Thursday, 22 January 2015

$\displaystyle{f{{\left({x}\right)}}}={\sqrt[{{3}}]{{{x}}}},{n}={3},{c}={8}$ Find the n'th Taylor Polynomial centered at c

Taylor series is an example of infinite series derived from the expansion of $\displaystyle{f{{\left({x}\right)}}}$ about a single point. It is represented by infinite sum of $\displaystyle{{f}}^{{n}}{\left({x}\right)}$ centered at $\displaystyle{x}={c}$ .The general formula for Taylor series is:

$\displaystyle{f{{\left({x}\right)}}}={\sum_{{{n}={0}}}^{\infty}}\frac{{{{f}}^{{n}}{\left({c}\right)}}}{{{n}!}}{{\left({x}-{c}\right)}}^{{n}}$

$\displaystyle{f{{\left({x}\right)}}}={f{{\left({c}\right)}}}+{f{'}}{\left({c}\right)}{\left({x}-{c}\right)}+\frac{{{f{'}}{\left({c}\right)}}}{{{2}!}}{{\left({x}-{c}\right)}}^{{2}}+\frac{{{f{'}}{\left({c}\right)}}}{{{3}!}}{{\left({x}-{c}\right)}}^{{3}}+\frac{{{f{'}}{\left({c}\right)}}}{{{4}!}}{{\left({x}-{c}\right)}}^{{4}}+\ldots$

To evaluate the given function $\displaystyle{f{{\left({x}\right)}}}={\sqrt[{{3}}]{{{x}}}}$ , we may express it in terms of fractional exponent using the radical property: $\displaystyle{\sqrt[{{n}}]{{{x}}}}={{x}}^{{\frac{{1}}{{n}}}}$ . The function becomes:

$\displaystyle{f{{\left({x}\right)}}}={{\left({x}\right)}}^{{\frac{{1}}{{3}}}}$ .

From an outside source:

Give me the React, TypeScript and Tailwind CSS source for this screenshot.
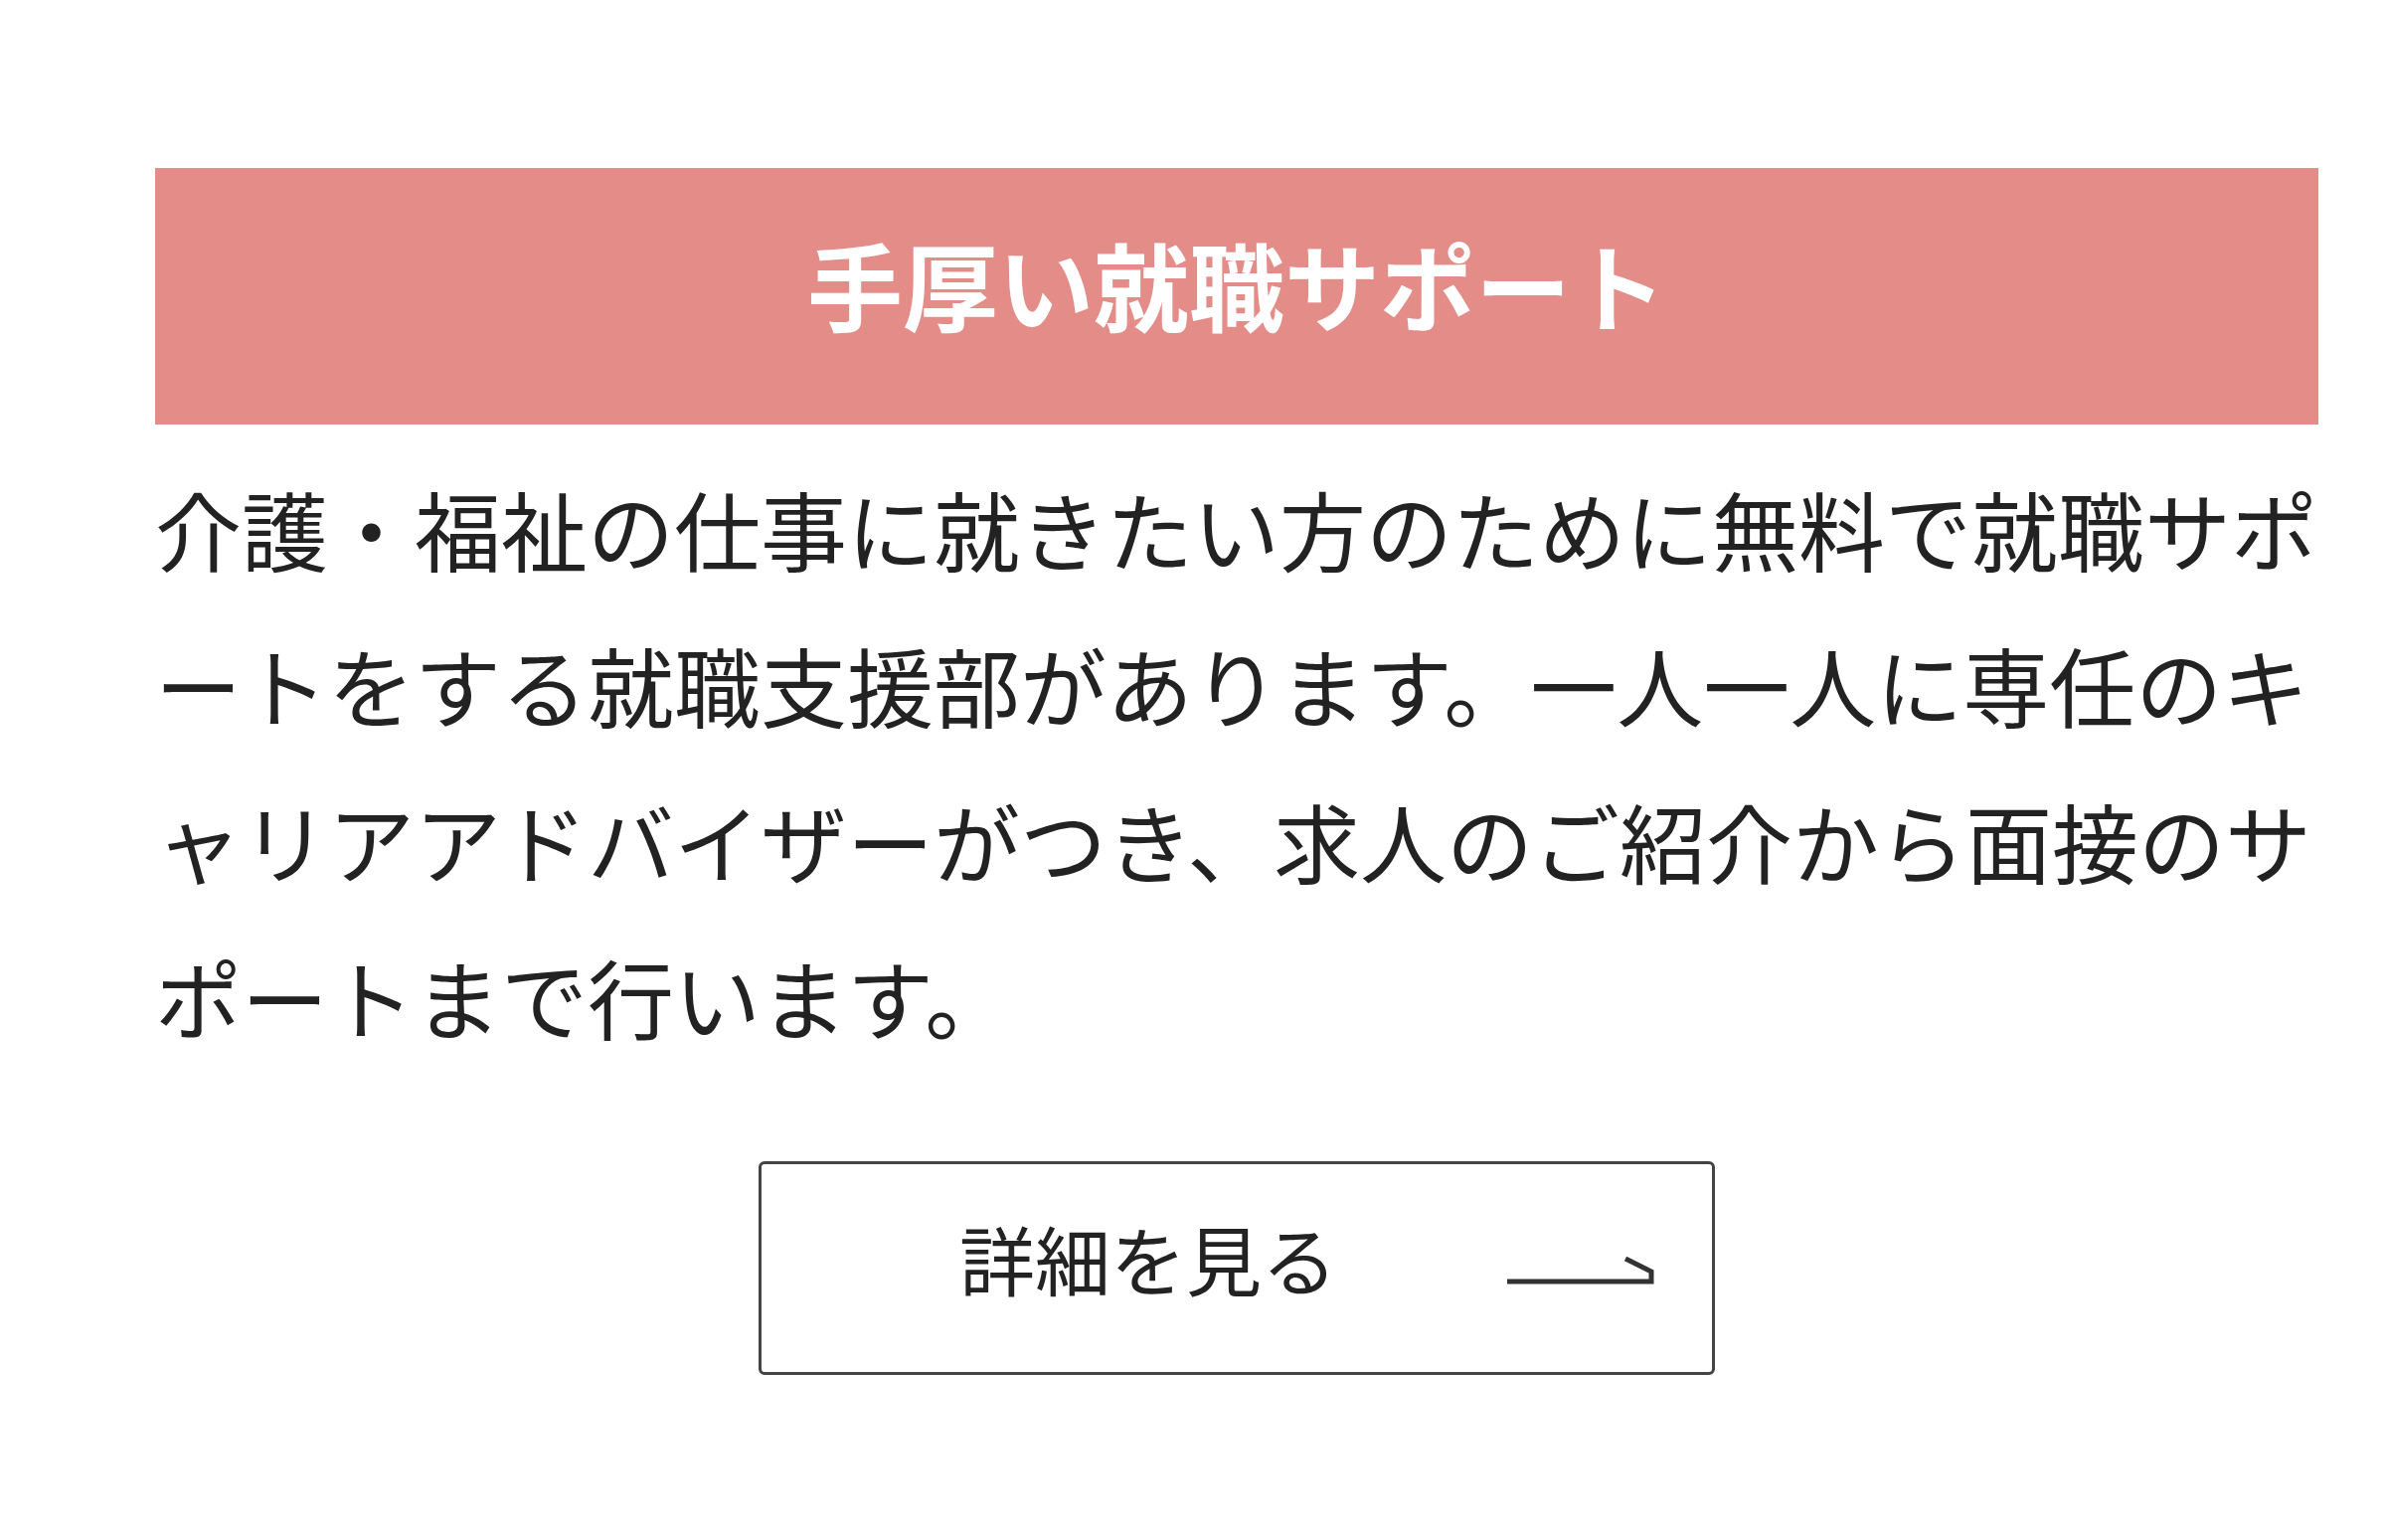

Apply the definition of the Taylor series by listing the $\displaystyle{{f}}^{{n}}{\left({x}\right)}$ up to $\displaystyle{n}={3}$ .

We determine each derivative using Power Rule for differentiation: $\displaystyle\frac{{d}}{{{\left.{d}{x}\right.}}}{{x}}^{{n}}={n}\cdot{{x}}^{{{n}-{1}}}$ .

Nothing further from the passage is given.